On voudrait espérer que le droit ne soit pas illogique et s’efforce de ne pas tenter de régler des phénomènes irrationnels. Ce serait présumer de la raison juridique qui s’est toujours fort bien accommodée d’une certaine déraison. À l’inverse, un droit qui tiendrait ses frontières pour toujours suspendues à un Führerprinzip serait une forme de subversion latente de toute juridicité ; une règle fondamentalement arbitraire e(s)t donc parfaitement paradoxale.

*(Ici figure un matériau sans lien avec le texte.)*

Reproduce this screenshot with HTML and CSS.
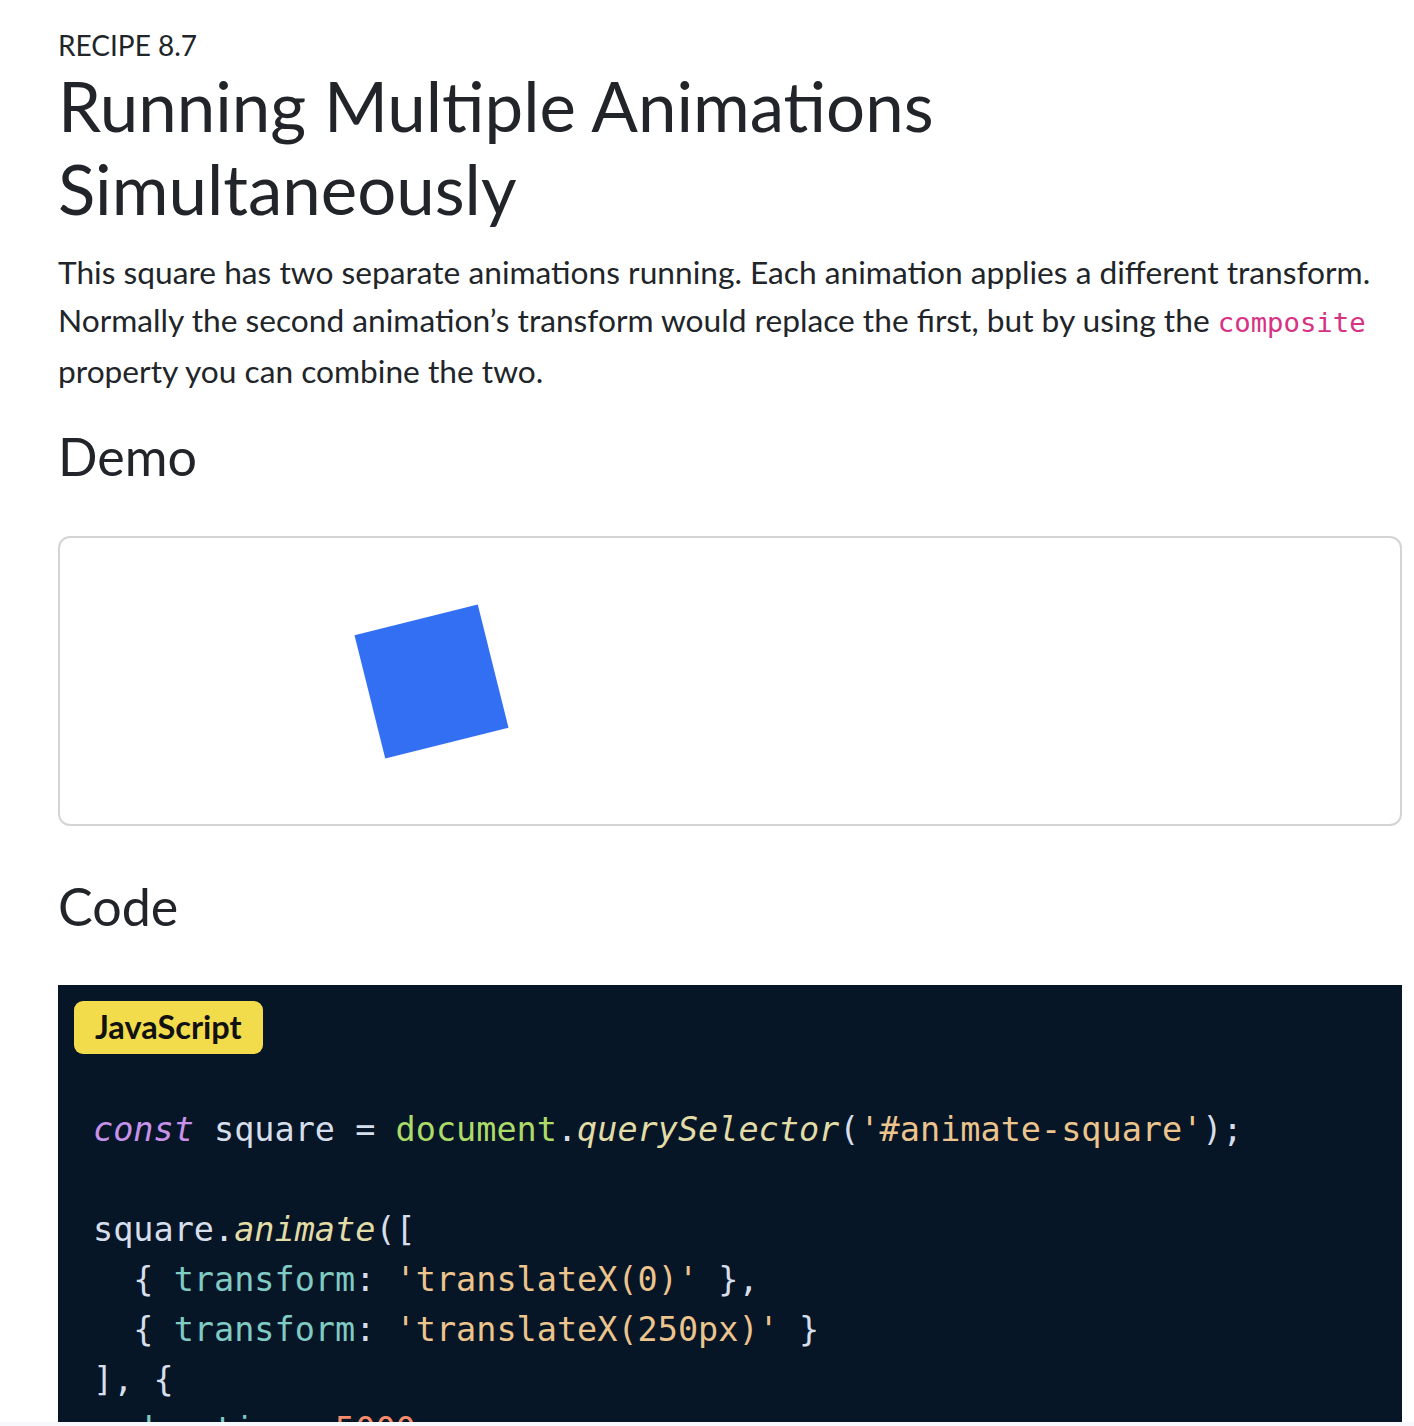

Il faut donc au droit des frontières pour qu’il soit cohérent. Et s’il ne l’est, il contredit la rationalité promise par ses rigueurs formelles et ses argumentations. Réciproquement, et enfin, si la ponctuation est sujette à caution historique et s’il faut savoir lire les anciens arrêts pour pouvoir comprendre les nouveaux, ne devrait-on pas, tout simplement, supprimer la ponctuation ? Il faut donc le clamer : Sus aux points virgules points virgules deux points de suspension d’exclamation ou interrogation quoique j’aime bien ces derniers je préférerais qu’on les garde et je me sens partir partir partir comme s’il n’y avait plus la moindre frontière… ni droit.
[1] Voir infra « Écriture exclusive ».
[2] Traité sur les principes régissant les activités des États en matière d’exploration et d’utilisation de l’espace extraatmosphérique, y compris la Lune et les autres corps célestes, 27 janvier 1967, art. 1, al. 3.